Noms block store encoded the types of the data in the store. Dolt's block store is built for a SQL database with fixed schema. Thus, type information is stored out of band of the block store and a more specific, less flexible layout of data on disk is used. This new, type-less layout improves Dolt read and write performance.
Recall this table:
Operation | B-Trees | Prolly Trees |
---|---|---|
1 Random Read | logk(n) | logk(n) |
1 Random Write | logk(n) | (1+k/w)*logk(n) |
Ordered scan of one item with size z | z/k | z/k |
Calculate diff of size d | n | d |
Structural sharing | ❌ | ✅ |
n: total leaf data in tree, k: average block size, w: window width
We now understand what n
, k
, and w
are in the context of B-Trees and Prolly Trees. As you can see, B-Trees and Prolly Trees offer similar read performance.

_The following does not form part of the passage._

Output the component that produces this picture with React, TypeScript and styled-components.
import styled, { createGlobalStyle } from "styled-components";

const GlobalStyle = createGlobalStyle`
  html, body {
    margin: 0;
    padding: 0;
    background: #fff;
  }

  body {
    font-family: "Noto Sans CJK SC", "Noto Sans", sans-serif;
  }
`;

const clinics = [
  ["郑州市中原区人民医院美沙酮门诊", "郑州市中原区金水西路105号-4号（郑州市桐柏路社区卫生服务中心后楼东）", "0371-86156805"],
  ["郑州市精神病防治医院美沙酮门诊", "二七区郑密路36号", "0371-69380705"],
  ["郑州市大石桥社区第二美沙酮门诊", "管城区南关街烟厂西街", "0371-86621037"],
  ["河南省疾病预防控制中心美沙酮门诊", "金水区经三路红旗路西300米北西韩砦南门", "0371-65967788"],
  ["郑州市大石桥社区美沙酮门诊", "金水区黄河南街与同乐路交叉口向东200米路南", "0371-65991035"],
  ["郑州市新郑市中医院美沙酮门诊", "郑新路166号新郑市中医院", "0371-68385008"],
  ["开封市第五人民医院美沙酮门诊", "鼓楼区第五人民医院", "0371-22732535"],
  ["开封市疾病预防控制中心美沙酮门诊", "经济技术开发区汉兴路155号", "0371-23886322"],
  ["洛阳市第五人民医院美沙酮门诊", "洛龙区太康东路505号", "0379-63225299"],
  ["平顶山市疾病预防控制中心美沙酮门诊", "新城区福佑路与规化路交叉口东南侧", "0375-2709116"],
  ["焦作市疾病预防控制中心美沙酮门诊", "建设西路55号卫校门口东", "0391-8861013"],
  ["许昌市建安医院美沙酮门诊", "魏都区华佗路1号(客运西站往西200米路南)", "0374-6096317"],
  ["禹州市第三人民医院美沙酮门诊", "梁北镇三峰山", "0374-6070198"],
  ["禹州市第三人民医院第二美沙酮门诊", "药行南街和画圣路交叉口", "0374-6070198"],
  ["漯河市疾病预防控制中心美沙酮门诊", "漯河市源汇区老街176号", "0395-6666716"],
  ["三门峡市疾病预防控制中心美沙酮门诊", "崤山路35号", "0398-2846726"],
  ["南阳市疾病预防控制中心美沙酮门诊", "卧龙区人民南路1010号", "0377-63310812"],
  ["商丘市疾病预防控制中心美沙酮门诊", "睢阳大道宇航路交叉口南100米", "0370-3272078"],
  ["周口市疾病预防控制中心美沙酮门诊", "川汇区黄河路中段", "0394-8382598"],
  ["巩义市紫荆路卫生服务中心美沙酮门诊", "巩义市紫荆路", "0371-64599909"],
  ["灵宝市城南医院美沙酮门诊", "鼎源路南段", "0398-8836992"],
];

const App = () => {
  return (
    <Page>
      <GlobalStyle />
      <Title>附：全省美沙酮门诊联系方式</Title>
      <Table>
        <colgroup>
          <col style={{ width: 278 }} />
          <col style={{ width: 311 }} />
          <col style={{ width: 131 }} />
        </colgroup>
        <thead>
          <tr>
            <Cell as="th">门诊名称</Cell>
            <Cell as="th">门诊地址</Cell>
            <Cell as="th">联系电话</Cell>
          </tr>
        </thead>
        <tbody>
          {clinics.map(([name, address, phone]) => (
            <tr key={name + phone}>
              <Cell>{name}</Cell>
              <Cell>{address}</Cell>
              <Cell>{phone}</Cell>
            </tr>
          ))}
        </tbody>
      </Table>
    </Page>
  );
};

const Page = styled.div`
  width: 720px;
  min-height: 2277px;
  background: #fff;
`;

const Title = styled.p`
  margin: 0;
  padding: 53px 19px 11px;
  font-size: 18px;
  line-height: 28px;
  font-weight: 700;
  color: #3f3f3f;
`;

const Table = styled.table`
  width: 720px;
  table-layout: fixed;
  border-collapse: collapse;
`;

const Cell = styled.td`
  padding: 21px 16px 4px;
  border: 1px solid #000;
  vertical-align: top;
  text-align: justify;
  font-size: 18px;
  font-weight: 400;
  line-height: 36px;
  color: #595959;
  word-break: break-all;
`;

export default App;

Prolly Trees pay a slight performance penalty on writes due to the small probability of a chunk split. However, Prolly Trees can produce differences in time proportional to the size of the differences, rather than the size of the tree.
In Dolt, all data in the database is stored in Prolly Trees.
For table data, a map of primary key to data columns is stored in a Prolly Tree. Similarly, secondary indexes are maps of index values to the primary key identifying each row. Schemas are stored as Prolly trees to make calculating the root of the database easy. Keyless tables are implemented as every column is a primary key with a count of the number of duplicate rows as the value.
This all looks good on paper. How do Prolly Trees work in practice? On a standard suite of sysbench
performance tests, Dolt is approximately 2X slower than MySQL.
Upon profiling, we find most of the performance difference to be unrelated to Prolly Trees. The performance difference comes from:
Dolt is implemented in Golang. MySQL is implemented in C.
MySQL's SQL analyzer is faster than Dolt's because it is more mature.
MySQL does fewer transformations on data than Dolt to get it into the necessary wire format.
Dolt can compute diffs in time proportional to the size of the differences. Dolt structurally shares data across versions.